5.2 Ter zitting heeft de gerechtsdeurwaarder nog aangevoerd dat er weliswaar fouten zijn gemaakt, maar dat er alles aan gedaan is om de zaken alsnog in goede banen te leiden. Dat neemt niet weg dat diverse klachtonderdelen niet of onvoldoende zijn weersproken.

Bij het verlenen van de opdracht op 11 augustus 2015 hebben klagers met klem verzocht om de opdracht spoedig in behandeling te nemen maar ook om na de betekening van het vonnis de verdere executie met spoed ter hand te nemen, waarbij een viertal verhaalsmogelijkheden in concreto zijn genoemd, waaronder een mogelijk substantiële vordering van de wederpartij op Nationale Nederlanden. De gerechtsdeurwaarder heeft ter zitting gesteld dat de vermelding “zo spoedig mogelijk” bij een opdrachtverlening voor haar inhoudt dat het om een “normale” zaak gaat. Alvorens de opdracht in behandeling te nemen, had de gerechtsdeurwaarder dit wel aan klagers moeten laten weten, zodat zij de vrijheid hadden gehad om alsnog voor een andere gerechtsdeurwaarder te kiezen. Op het moment van het indienen van de klacht hadden klagers geen formele ontvangst bevestiging van de opdracht ontvangen, hoewel die al op 12 augustus 2015 was toegezegd en evenmin een kopie van het exploot van betekening noch informatie over de stand van zaken ontvangen. Voorts is een al op 11 september 2015 door de debiteur gedaan betalingsvoorstel pas op 12 januari 2016 aan de gemachtigde doorgestuurd, nadat hij van de advocaat van de wederpartij had vernomen omtrent het bestaan van een betalingsregeling en de gerechtsdeurwaarder om opheldering had gevraagd. Ter zitting heeft de gerechtsdeurwaarder niet kunnen verklaren waarom nog altijd geen beslag onder Nationale Nederlanden was gelegd. Wel werd aangegeven dat het geen enkel probleem was om dit beslag alsnog op korte termijn te leggen. Dit maakt het echter alleen maar onbegrijpelijker dat dit beslag 10 maanden na het verstrekken van de opdracht nog niet was gelegd, waarbij de gemachtigde van klagers terecht heeft gewezen op het risico dat de verzekeraar inmiddels tot uitkering is overgegaan en het beslag niet langer doel zal treffen. Gelet op deze feiten en omstandigheden acht de Kamer de klacht gegrond. De opdracht is niet correct en allerminst voortvarend uitgevoerd en er is ook niet goed gecommuniceerd, zelfs niet nadat de gemachtigde van klagers zijn onvrede over de uitvoering van de opdracht kenbaar had gemaakt en tot indiening van de onderhavige klacht was overgegaan. Op grond van de ernst hiervan ziet de Kamer aanleiding tot het opleggen van na te noemen maatregel.    
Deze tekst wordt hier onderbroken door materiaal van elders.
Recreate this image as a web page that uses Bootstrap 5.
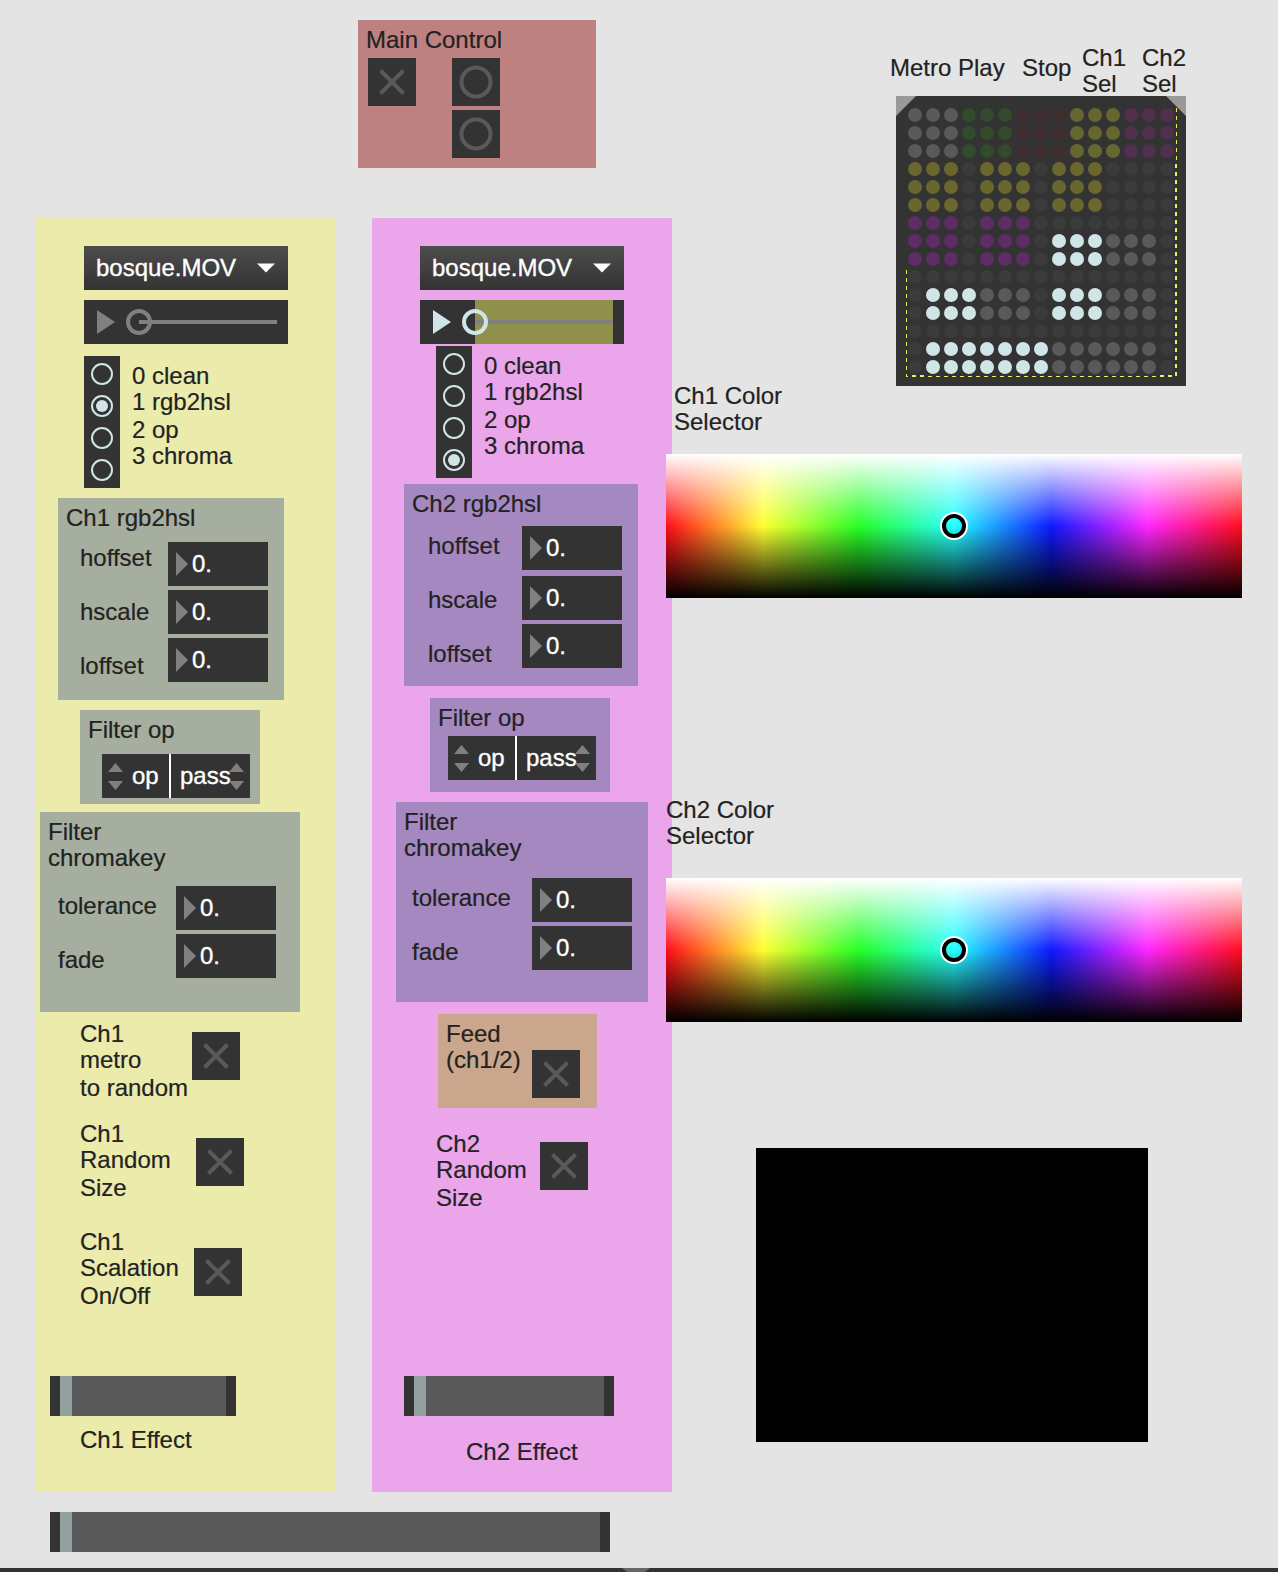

5.3 Op grond van het voorgaande wordt beslist als volgt.

BESLISSING

De Kamer voor Gerechtsdeurwaarders:

-        verklaart de klacht gegrond;

-        legt aan de gerechtsdeurwaarder de maatregel van berisping op met de aanzegging, dat indien andermaal door haar een van de in artikel 34, eerste lid, bedoelde handelingen of verzuimen wordt gepleegd, een geldboete, schorsing of ontzetting uit het ambt zal worden overwogen.

Aldus gegeven door mr. C.W. Inden, voorzitter, mr. A. Sissing en mr. J.J.L. Boudewijn, leden, en uitgesproken ter openbare terechtzitting van 2 september 2016 in tegenwoordigheid van de secretaris.